Since the completion of this work, field test results have shown that the MRF method provides a powerful and unique new formation evaluation tool.
It is well known in the industry that oil-bearing reservoirs can be misinterpreted or even missed altogether by conventional resistivity-based interpretation. One difficulty is the fact that many oil-bearing reservoirs exhibit anomalously low values of resistivity, which results in spuriously high water saturation estimates. Other difficulties in the interpretation of resistivity logs can be traced to fresh formation waters or waters with unknown or variable salinity. Problems also occur in formations with complex lithologies for which use of default parameter values (e.g., m=n=2) in Archie's equation can result in totally erroneous water saturation estimates.
The purpose of this paper is to introduce a new state-of-the-art MRF characterization method. The MRF method overcomes the aforementioned problems inherent in resistivity interpretation. It also provides a wealth of formation evaluation information not obtainable by other well logging or laboratory methods.
The MRF method is based on a new multifluid relaxation model. The method relies on the different sensitivities of spin-echo measurements to the fluids present in rock formations when a suite of measurements is acquired with different pulse parameters. In general, a measurement suite consists of spin-echo sequences acquired with different echo spacings, polarization times, applied magnetic field gradients, and numbers of echoes. Such measurements are sensitive to the viscosities and molecular diffusion coefficients of the fluids and therefore provide the information needed for fluid characterization. The inversion of a measurement suite involves a nonlinear fitting of the full data suite to the MRF multifluid relaxation model.

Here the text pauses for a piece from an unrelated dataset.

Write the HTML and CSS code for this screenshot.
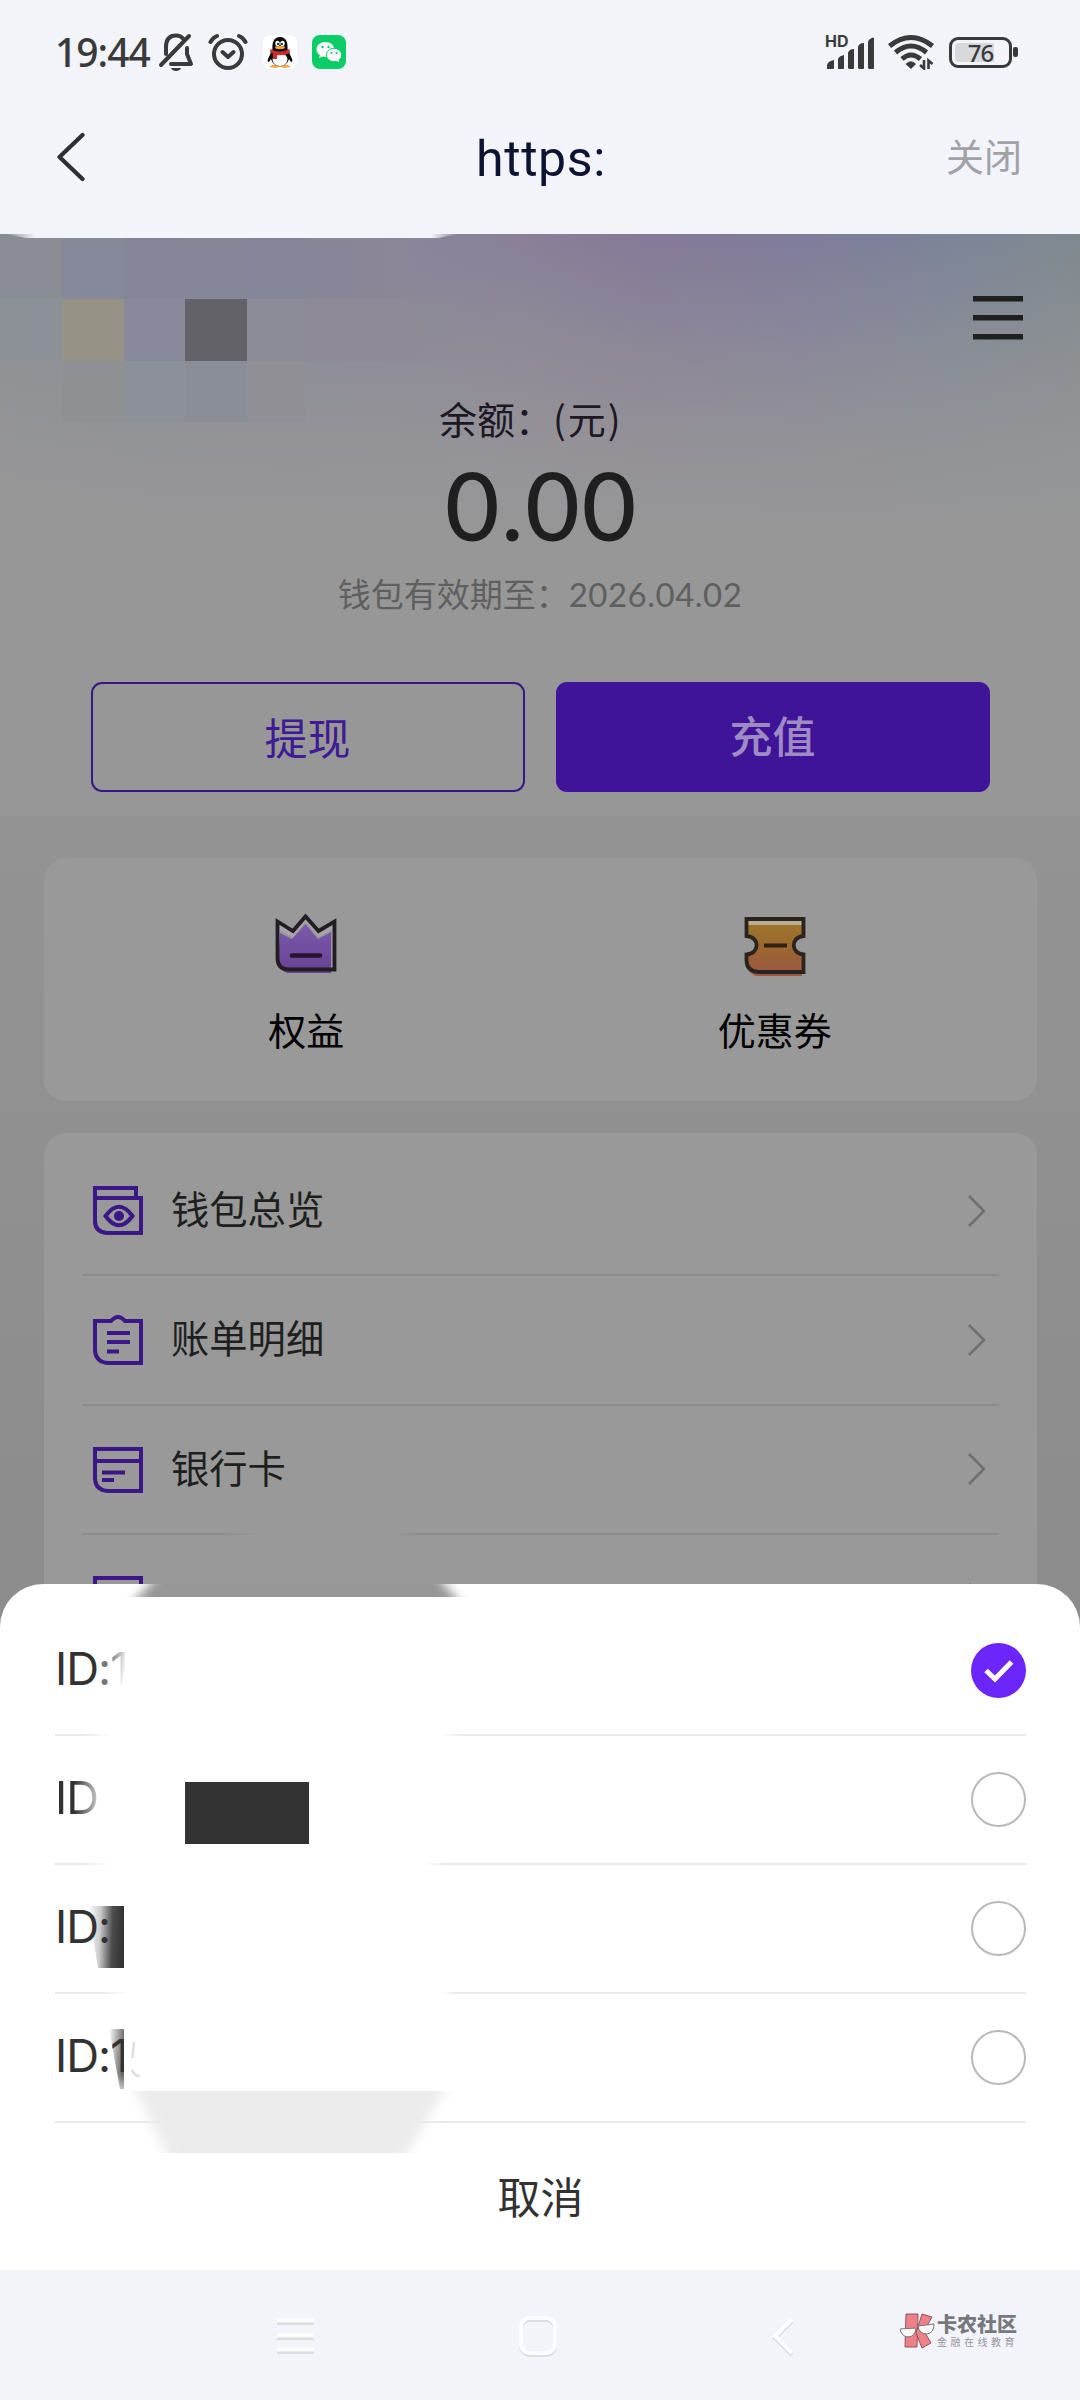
FILE: index.html
```html
<!DOCTYPE html>
<html lang="zh-CN">
<head>
<meta charset="utf-8">
<title>钱包</title>
<link rel="stylesheet" href="styles.css">
</head>
<body>
<div class="status">
  <span class="clock">19:44</span>
  <svg class="st-bell" viewBox="0 0 36 40" width="36" height="40" fill="none" stroke="#3a3a3c" stroke-width="4" stroke-linecap="round" stroke-linejoin="round">
    <path d="M8 22V15C8 7 12 3.500 18 3.500C21 3.500 23.500 4.500 25 6.500M29 16V22L33 32H13M3 33L31 4"/><path d="M13 36H23C22 40 14 40 13 36Z" fill="#3a3a3c" stroke="none"/>
  </svg>
  <svg class="st-alarm" viewBox="0 0 40 38" width="40" height="38" fill="none" stroke="#3a3a3c" stroke-width="4" stroke-linecap="round" stroke-linejoin="round">
    <circle cx="20" cy="21" r="14"/><path d="M14.500 19L20 24L25.500 19M2.500 9Q5 4.500 9 3M37.500 9Q35 4.500 31 3"/>
  </svg>
  <svg class="st-qq" viewBox="0 0 34 34" width="34" height="34">
    <rect width="34" height="34" rx="8" fill="#fff"/>
    <path d="M6 32Q11 28 17 31Q23 28 28 32Q22 33.500 17 32Q12 33.500 6 32Z" fill="#f0a43c"/>
    <path d="M17 2C11 2 9 7 9.500 14L5 24Q4 27 6 27L8 24Q10 31 17 31Q24 31 26 24L28 27Q30 27 29 24L24.500 14C25 7 23 2 17 2Z" fill="#080808"/>
    <ellipse cx="17" cy="24.500" rx="7.500" ry="6.500" fill="#fff"/>
    <ellipse cx="14.500" cy="8.500" rx="2.200" ry="2.800" fill="#fff"/><ellipse cx="19.500" cy="8.500" rx="2.200" ry="2.800" fill="#fff"/>
    <circle cx="15" cy="9" r="1"/><circle cx="19" cy="9" r="1"/>
    <ellipse cx="17" cy="12.500" rx="5" ry="1.700" fill="#f0a43c"/>
    <path d="M7.500 14Q17 19 26.500 14L27 18Q21 21 14 20V24H10V18.500L7 17.500Z" fill="#cf2b2b"/>
  </svg>
  <svg class="st-wx" viewBox="0 0 34 34" width="34" height="34">
    <rect width="34" height="34" rx="8" fill="#0acd67"/>
    <path d="M13.500 7C8 7 4.500 10.500 4.500 14.500C4.500 17 6 19 8 20.300L7 23L10.500 21.500Q13 22.300 15 21.500Q22 21 22.500 14.500C22 10 18.500 7 13.500 7Z" fill="#fff"/>
    <ellipse cx="22" cy="20" rx="7.600" ry="6.800" fill="#fff" stroke="#0acd67"/>
    <path d="M24 25L27 27.500L26.500 23Z" fill="#fff"/>
    <g fill="#0acd67"><circle cx="10.500" cy="12" r="1.200"/><circle cx="16.500" cy="12" r="1.200"/><circle cx="19.500" cy="18" r="1"/><circle cx="24.500" cy="18" r="1"/></g>
  </svg>
  <div class="signal">
    <span class="hd">HD</span>
    <svg viewBox="0 0 48 32" width="48" height="32" fill="#3a3a3c"><path d="M0 32V28Q1 24 7 23V31Q7 32 6 32ZM11 32V22Q12 19 17 18V31Q17 32 16 32ZM21 31V16Q22 12 27 12V31Q27 32 26 32H22ZM31 31V10Q32 6 37 6V31Q37 32 36 32H32ZM41 31V5Q42 1 47 0.500V31Q47 32 46 32H42Z"/></svg>
  </div>
  <svg class="st-wifi" viewBox="0 0 48 36" width="48" height="36" fill="none" stroke="#3a3a3c">
    <path d="M2.500 12Q24 -5 45.500 12" stroke-width="5"/><path d="M8.500 18.500Q24 5.500 39.500 18.500" stroke-width="5"/><path d="M15 25Q24 17 33.500 25" stroke-width="5"/>
    <path d="M18.500 30Q24 24.500 29 30L24 35Z" fill="#3a3a3c" stroke="none"/>
    <path d="M37 26V34.500L33 31M41.500 35V26.500L45.500 30" stroke-width="2.600"/>
  </svg>
  <div class="battery"><span class="cell"><span class="level">76</span></span><span class="nub"></span></div>
</div>

<header class="bar">
  <svg viewBox="0 0 28 50" width="28" height="50" fill="none" stroke="#2e2f33" stroke-width="4.200" stroke-linecap="round" stroke-linejoin="round"><path d="M25.500 3L2.500 25L25.500 47"/></svg>
  <h1>https:</h1>
  <span class="close">关闭</span>
</header>

<main class="page">
  <section class="hero">
    <svg class="mosaic" viewBox="0 0 460 190" width="460" height="190">
      <defs>
        <linearGradient id="edge" x1="0" x2="1"><stop offset="0" stop-color="#f2f4f9" stop-opacity="0"/><stop offset=".07" stop-color="#f2f4f9"/><stop offset=".94" stop-color="#f2f4f9"/><stop offset="1" stop-color="#f2f4f9" stop-opacity="0"/></linearGradient>
        <linearGradient id="m1" x1="0" x2="1"><stop offset="0" stop-color="#878598"/><stop offset=".6" stop-color="#8b8698"/><stop offset="1" stop-color="#8b8698" stop-opacity="0"/></linearGradient>
        <linearGradient id="m2" x1="0" x2="1"><stop offset="0" stop-color="#8d8a95"/><stop offset=".6" stop-color="#8e8b96"/><stop offset="1" stop-color="#8e8b96" stop-opacity="0"/></linearGradient>
      </defs>
      <g shape-rendering="crispEdges">
        <path d="M0 4H62V65H0Z" fill="#8a8d96"/><path d="M62 4H124V65H62Z" fill="#858999"/><path d="M124 4H185V65H124Z" fill="#858598"/><path d="M185 4H247V65H185Z" fill="#858698"/><path d="M247 4H305V65H247Z" fill="#848598"/><path d="M305 4H460V65H305Z" fill="url(#m1)"/>
        <path d="M0 65H62V127H0Z" fill="#8b9196"/><path d="M62 65H124V127H62Z" fill="#969286"/><path d="M124 65H185V127H124Z" fill="#88899a"/><path d="M185 65H247V127H185Z" fill="#626268"/><path d="M247 65H305V127H247Z" fill="#8a8b97"/><path d="M305 65H460V127H305Z" fill="url(#m2)"/>
        <path d="M62 127H124V188H62Z" fill="#8f9093"/><path d="M124 127H185V188H124Z" fill="#8c9098"/><path d="M185 127H247V188H185Z" fill="#8a8f97"/><path d="M247 127H305V188H247Z" fill="#918f96"/>
      </g>
      <path d="M4 0H458L438 4H26Z" fill="url(#edge)"/>
    </svg>
    <svg class="menu" viewBox="0 0 50 44" width="50" height="44"><path d="M0 0H50V5.500H0ZM0 19H50V24.500H0ZM0 38H50V43.500H0Z" fill="#1f201f"/></svg>
    <p class="label">余额：<span>(元)</span></p>
    <p class="amount">0.00</p>
    <p class="expire">钱包有效期至：<span>2026.04.02</span></p>
    <div class="actions"><span class="btn line">提现</span><span class="btn solid">充值</span></div>
  </section>

  <section class="card perks">
    <div class="perk">
      <svg viewBox="0 0 62 64" width="62" height="64">
        <defs><linearGradient id="pu" x2="0" y2="1"><stop offset="0" stop-color="#7a5bab"/><stop offset="1" stop-color="#694295"/></linearGradient></defs>
        <path d="M5 21L17 27L30.500 12L43 27L56 20V61H13Q5 60 3 50Z" fill="url(#pu)"/>
        <path d="M4 12L18 18L30.500 6L44 18L57 12V18L44 25L30.500 10L17.500 25L4 18Z" fill="#a9a5ad"/>
        <path d="M2.500 9.500L18 19L30.500 4.500L43.500 19L59.500 9.500V57.500H13Q2.500 57 2.500 46Z" fill="none" stroke="#231e24" stroke-width="3.800"/>
        <path d="M17 43.500H45" stroke="#26152e" stroke-width="4.600" stroke-linecap="round"/>
      </svg>
      <span>权益</span>
    </div>
    <div class="perk">
      <svg viewBox="0 0 62 64" width="62" height="64">
        <defs><linearGradient id="or" x2="0" y2="1"><stop offset="0" stop-color="#9c762b"/><stop offset=".5" stop-color="#9c6731"/><stop offset="1" stop-color="#9b5544"/></linearGradient></defs>
        <path d="M4 9H58V24C47 24 47 43 58 43V64H13Q7 63 4 57V42C14 42 15 24 4 24Z" fill="url(#or)"/>
        <path d="M4 9H58V13H4Z" fill="#b8ae92"/>
        <path d="M2.500 7H59.500V24C46.500 25 46.500 41.500 59.500 42.500V60H14Q2.500 59 2.500 48V42.500C16 41.500 16 25 2.500 24Z" fill="none" stroke="#2a241f" stroke-width="3.800"/>
        <path d="M20 33.500H43" stroke="#302114" stroke-width="4"/>
      </svg>
      <span>优惠券</span>
    </div>
  </section>

  <section class="card list">
    <div class="row">
      <svg class="ico" viewBox="0 0 50 50" width="50" height="50"><path d="M2 12V2H43V12M2 12H48V47H14Q2 46 2 35Z"/><path d="M12.500 30Q26 11.500 39.500 30Q26 48.500 12.500 30Z"/><circle cx="26" cy="30" r="5" class="dot"/></svg>
      <span class="name">钱包总览</span>
      <svg class="go" viewBox="0 0 18 32" width="18" height="32"><path d="M1 1L16 16L1 31"/></svg>
    </div>
    <div class="row">
      <svg class="ico" viewBox="0 0 50 50" width="50" height="50"><path d="M2 6H18Q25 -2 32 6H48V48H15Q2 47 2 34ZM14 18H37M14 27H37M14 36.500H26"/></svg>
      <span class="name">账单明细</span>
      <svg class="go" viewBox="0 0 18 32" width="18" height="32"><path d="M1 1L16 16L1 31"/></svg>
    </div>
    <div class="row cut">
      <svg class="ico" viewBox="0 0 50 50" width="50" height="50"><path d="M2 5H48V47H15Q2 46 2 34ZM2 17H48M9 28.500H32M9 36H21"/></svg>
      <span class="name">银行卡</span>
      <svg class="go" viewBox="0 0 18 32" width="18" height="32"><path d="M1 1L16 16L1 31"/></svg>
    </div>
    <div class="row">
      <svg class="ico" viewBox="0 0 50 50" width="50" height="50"><path d="M2 4H48V48H15Q2 47 2 34Z"/></svg>
      <span class="name"></span>
      <svg class="go" viewBox="0 0 18 32" width="18" height="32"><path d="M1 1L16 16L1 31"/></svg>
    </div>
  </section>

  <section class="sheet">
    <div class="option"><span class="id">ID<span class="dim">:</span><span class="fade">1</span></span>
      <svg viewBox="0 0 55 55" width="55" height="55"><circle cx="27.500" cy="27.500" r="27.500" fill="#6c25fb"/><path d="M15 27.500L24 36L40.500 19" fill="none" stroke="#fff" stroke-width="5"/></svg></div>
    <div class="option"><span class="id second">ID</span><span class="radio"></span></div>
    <div class="option"><span class="id">ID:</span><span class="radio"></span></div>
    <div class="option"><span class="id">ID:1</span><span class="radio"></span></div>
    <div class="cancel">取消</div>
    <svg class="smudge" viewBox="0 0 500 590" width="500" height="590">
      <defs>
        <linearGradient id="w" x1="0" x2="1"><stop offset="0" stop-color="#fff" stop-opacity="0"/><stop offset=".08" stop-color="#fff"/><stop offset=".94" stop-color="#fff"/><stop offset="1" stop-color="#fff" stop-opacity="0"/></linearGradient>
        <linearGradient id="d3" x1="0" x2="1" y2=".06"><stop offset="0" stop-color="#333" stop-opacity="0"/><stop offset=".35" stop-color="#333" stop-opacity=".25"/><stop offset=".7" stop-color="#333" stop-opacity=".88"/><stop offset="1" stop-color="#333"/></linearGradient>
        <linearGradient id="d4" x1="0" x2="1" y1="0" y2=".3"><stop offset="0" stop-color="#333" stop-opacity="0"/><stop offset="1" stop-color="#333" stop-opacity=".75"/></linearGradient>
        <linearGradient id="d4v" x2="0" y2="1"><stop offset="0" stop-color="#fff" stop-opacity="0"/><stop offset="1" stop-color="#fff" stop-opacity=".75"/></linearGradient>
        <filter id="soft" x="-10%" y="-30%" width="120%" height="160%"><feGaussianBlur stdDeviation="7 0"/></filter>
      </defs>
      <path d="M150 0H444L455 13H138Z" fill="#969696" filter="url(#soft)"/>
      <path d="M82 148H464V154H82Z" fill="url(#w)"/>
      <path d="M82 277H446V283H82Z" fill="url(#w)"/>
      <path d="M100 406H460V412H100Z" fill="url(#w)"/>
      <path d="M185 198H309V260H185Z" fill="#323232"/>
      <path d="M88 322H124V384H98Z" fill="url(#d3)"/>
      <path d="M109 445H124V505H120Z" fill="url(#d4)"/>
      <path d="M109 490H124V508H109Z" fill="url(#d4v)"/>
      <path d="M124 445H130V508H124Z" fill="#fff"/>
      <path d="M134 458L132.500 474M132 486Q134 492 140 492" fill="none" stroke="#d0d0d0" stroke-width="2.500" opacity=".7"/>
      <path d="M136 507H444L407 569H166Z" fill="#ebebeb" filter="url(#soft)"/>
    </svg>
  </section>
</main>

<footer class="nav">
  <svg class="keys" viewBox="0 0 540 50" width="540" height="50" fill="none">
    <g stroke="#dcdde1" stroke-width="4"><path d="M8 14H45M8 29H45M8 43H45"/><rect x="252" y="11" width="34" height="35" rx="9"/><path d="M523 12L506 29L523 46"/></g>
    <g stroke="#fcfcfe" stroke-width="4"><path d="M8 11.500H45M8 26.500H45M8 40.500H45"/><rect x="252" y="9" width="34" height="35" rx="9"/><path d="M523 10L506 27L523 44"/></g>
  </svg>
  <div class="brand">
    <svg viewBox="0 0 36 36" width="36" height="36" stroke="#8a5560" stroke-width="1">
      <path d="M6 1H18L17 34H5Z" fill="#f08088"/><path d="M22 1L32 4L24 18L31 30L22 35L16 20Z" fill="#f08088"/>
      <path d="M0 16L16 15Q15 24 8 24Q1 23 0 16ZM18 13L34 11Q34 20 27 21Q19 21 18 13Z" fill="#f8f8fb" stroke="#77757c"/>
    </svg>
    <div class="words"><b>卡农社区</b><small>金融在线教育</small></div>
  </div>
</footer>
</body>
</html>
```
FILE: styles.css
```css
* { box-sizing: border-box; }
body {
  margin: 0;
  width: 1080px;
  height: 2400px;
  display: flex;
  flex-direction: column;
  overflow: hidden;
  background: #f2f4f9;
  font-family: Lato, "Noto Sans CJK SC", sans-serif;
}
h1, p { margin: 0; font-weight: 400; }
svg { display: block; flex: none; }

/* Status bar */
.status { height: 104px; display: flex; align-items: center; padding: 0 62px 0 55px; color: #3a3a3c; }
.clock { width: 103px; font: 500 39px/50px "Noto Sans", sans-serif; letter-spacing: -1px; white-space: nowrap; }
.st-alarm { margin-left: 14px; }
.st-qq { margin-left: 15px; }
.st-wx { margin-left: 15px; }
.signal { margin-left: auto; width: 52px; height: 34px; display: flex; position: relative; align-items: flex-end; padding-left: 2px; }
.hd { position: absolute; left: 0; top: -1px; font: 700 16px/14px Inter, sans-serif; }
.st-wifi { margin-left: 10px; }
.battery { display: flex; align-items: center; margin-left: 14px; gap: 1px; }
.cell { width: 63px; height: 31px; border: 3px solid #3a3a3c; border-radius: 9px; padding: 3px; display: flex; }
.level { flex: 1; border-radius: 4px; background: linear-gradient(90deg, #d8d9dc 76%, transparent 76%); font: 500 24px/19px "Noto Sans", sans-serif; letter-spacing: -1px; text-align: center; }
.nub { width: 5px; height: 10px; border-radius: 2px; background: #3a3a3c; }

/* Title bar */
.bar { height: 130px; display: grid; grid-template-columns: 1fr auto 1fr; align-items: center; padding: 0 58px 24px 57px; }
.bar h1 { padding: 4px 0 0 3px; font: 400 50px/60px Roboto, sans-serif; color: #0d1433; letter-spacing: .6px; }
.close { justify-self: end; margin-top: -2px; font-size: 38px; line-height: 50px; color: #a0a2a6; }

/* Dimmed wallet page */
.page { position: relative; height: 2036px; overflow: hidden; background: linear-gradient(#979797 0, #969696 582px, #939393 582px, #8c8c8c 1400px); }
.hero {
  position: relative;
  height: 624px;
  padding-top: 159px;
  display: flex;
  flex-direction: column;
  align-items: center;
  background:
    linear-gradient(rgba(151,151,151,0) 0, rgba(151,151,151,.48) 116px, rgba(151,151,151,.82) 215px, #979797 310px, #979797 582px, #939393 582px),
    linear-gradient(90deg, #8a8c94 0, #84879a 15%, #86849a 35%, #898098 48%, #857998 60%, #7f7b9c 74%, #7c8498 88%, #80898f 100%);
}
.mosaic { position: absolute; left: 0; top: 0; }
.menu { position: absolute; right: 57px; top: 62px; }
.label { width: 202px; font-size: 38px; line-height: 50px; color: #1c1824; white-space: nowrap; }
.label span { font-family: "Noto Sans CJK SC", sans-serif; letter-spacing: 2px; }
.amount { margin-top: 14px; padding-left: 3px; font-weight: 500; font-size: 94px; line-height: 94px; letter-spacing: 1.8px; color: #1f1f1f; }
.expire { margin-top: 18px; font-size: 33px; line-height: 48px; color: #5f5f5f; white-space: nowrap; }
.expire span { letter-spacing: .5px; }
.actions { margin-top: 64px; display: flex; gap: 31px; }
.btn { width: 434px; height: 110px; border-radius: 11px; font-size: 43px; text-align: center; }
.btn.line { border: 2px solid #3a1784; color: #3f1a94; line-height: 109px; }
.btn.solid { background: #401499; color: #9e8bc4; font-weight: 500; line-height: 109px; }

.card { margin: 0 43px 0 44px; border-radius: 22px; background: #999; }
.perks { height: 243px; padding: 54px 28px 0; display: flex; }
.perk { width: 469px; display: flex; flex-direction: column; align-items: center; gap: 29px; font-size: 38px; line-height: 50px; color: #000; }
.list { margin-top: 32px; padding: 14px 38px 0 38px; }
.row { height: 129.300px; display: flex; align-items: center; padding: 0 13px 0 11px; border-bottom: 2px solid #8d8d8d; }
.row.cut { border-image: linear-gradient(90deg, #8d8d8d 15%, #999 20%, #999 34%, #8d8d8d 37%) 1; border-style: none none solid; }
.ico { fill: none; stroke: #3b1788; stroke-width: 4; }
.ico .dot { fill: #3b1788; stroke: none; }
.name { flex: 1; margin: -3px 0 0 28px; font-size: 38.300px; line-height: 50px; color: #1f1f1f; }
.go { fill: none; stroke: #707070; stroke-width: 2.600; }

/* Account picker sheet */
.sheet { position: absolute; left: 0; right: 0; bottom: 0; height: 686px; padding: 23px 54px 0 55px; border-radius: 43px 43px 0 0; background: #fff; }
.option { height: 129px; display: flex; align-items: center; justify-content: space-between; padding-bottom: 1px; border-bottom: 2px solid #e9e9e9; }
.id { margin-top: -2px; font: 400 45.500px/60px Inter, sans-serif; letter-spacing: -1px; color: #323232; }
.dim { color: #777; }
.fade { background: linear-gradient(100deg, #888 20%, #fff 75%); -webkit-background-clip: text; background-clip: text; color: transparent; }
.second { background: linear-gradient(90deg, #323232 45%, #ccc 100%); -webkit-background-clip: text; background-clip: text; color: transparent; }
.radio { width: 55px; height: 55px; border: 2px solid #b9b9b9; border-radius: 50%; }
.cancel { padding-top: 45px; text-align: center; font-size: 43px; line-height: 60px; color: #323232; }
.smudge { position: absolute; left: 0; top: 0; }

/* System navigation */
.nav { height: 130px; display: flex; justify-content: space-between; padding: 39px 63px 0 269px; }
.brand { display: flex; gap: 1px; padding-top: 4px; }
.words { width: 80px; display: flex; flex-direction: column; white-space: nowrap; color: #77777e; font-family: "Noto Sans CJK SC", sans-serif; }
.words b { font-size: 20px; line-height: 22px; font-weight: 900; }
.words small { font-size: 10px; line-height: 14px; letter-spacing: 3.500px; color: #97979d; }
```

A key ingredient in the multifluid relaxation model is a new microscopic phenomenological model of relaxation and molecular diffusion in liquid hydrocarbon mixtures. This model is referred to as the CVM. It provides an important link between diffusion-free relaxation times and molecular self-diffusion coefficients in crude oils. This link reduces the number of independent parameters needed to characterize the crude oil NMR response and improves the accuracy and robustness of the inversion.
The inversion of a suite of spin-echo measurements using the MRF multifluid relaxation model could be performed without employing the CVM by assuming that the relaxation time and diffusion coefficients are totally independent parameters. This approach, however, involves solving for more unknowns and requires a quantity and quality of data that is not easily obtainable by a moving logging tool. Moreover, to obtain oil viscosity it would still be necessary, following the inversion, to invoke empirical correlations that relate the relaxation times and diffusion coefficients to viscosity. The CVM simplifies the process by using the empirical correlations at the outset to reduce the number of unknowns and directly obtain robust fluid properties from the inversion.
CVM theory predicts that there exist distributions of relaxation times and molecular diffusion coefficients in liquid hydrocarbon mixtures. CVM further predicts that the two distributions are not independent (i.e., if either is known, the other one can be predicted). Moreover, CVM predicts that the mixture viscosity can be estimated from either the relaxation time distribution or the diffusivity distribution and that the two estimates are theoretically equivalent.